Question

Which from following elements in respective oxidation state develops highest spin only magnetic moment?

• A. $Mn^{2+}$
• B. $Ti^{3+}$
• C. $Cu^{2+}$
• D. $Ni^{2+}$

Hint:

For 3d transition metals, the absolute maximum number of unpaired electrons any ion can have is 5. Ions with a $d^5$ configuration ($Mn^{2+}$ and $Fe^{3+}$) will always have the highest possible spin-only magnetic moments ($\sim 5.9$ BM).

Answer 1

The Correct Option is A

Step 1: Understanding the Question:
We must determine which of the provided transition metal ions possesses the highest spin-only magnetic moment ($\mu$). This directly translates to finding the ion with the highest number of unpaired electrons.

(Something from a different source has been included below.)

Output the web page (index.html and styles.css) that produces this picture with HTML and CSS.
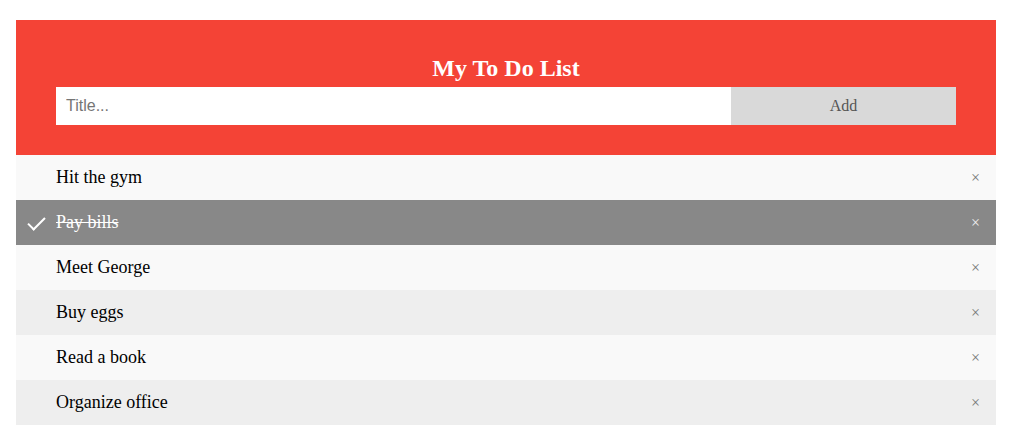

Step 2: Key Formula or Approach:
The spin-only magnetic moment ($\mu$) is calculated using the formula:
$$\mu = \sqrt{n(n + 2)} \text{ Bohr Magnetons (BM)}$$
Where $n$ represents the number of unpaired electrons. The moment strictly increases as the number of unpaired electrons increases.

Step 3: Detailed Explanation:
Let's deduce the valence d-orbital electron configuration for each ion to count the unpaired electrons:
- (b) $Ti^{3+}$: Titanium is $[Ar] 4s^2 3d^2$. Losing 3 $e^-$ gives $3d^1$. It has 1 unpaired electron. ($\mu \approx 1.73$ BM)
- (c) $Cu^{2+}$: Copper is $[Ar] 4s^1 3d^{10}$. Losing 2 $e^-$ gives $3d^9$. It has 1 unpaired electron. ($\mu \approx 1.73$ BM)
- (d) $Ni^{2+}$: Nickel is $[Ar] 4s^2 3d^8$. Losing 2 $e^-$ gives $3d^8$. It has 2 unpaired electrons. ($\mu \approx 2.83$ BM)
- (a) $Mn^{2+}$: Manganese is $[Ar] 4s^2 3d^5$. Losing 2 $e^-$ gives $3d^5$. It has 5 unpaired electrons. ($\mu = \sqrt{5(5+2)} = \sqrt{35} \approx 5.92$ BM)
Because the $3d$ subshell has exactly 5 orbitals, having 5 electrons maximizes the number of unpaired spins according to Hund's Rule.

Step 4: Final Answer:
$Mn^{2+}$ has the highest number of unpaired electrons, giving it the highest magnetic moment. This matches option (a).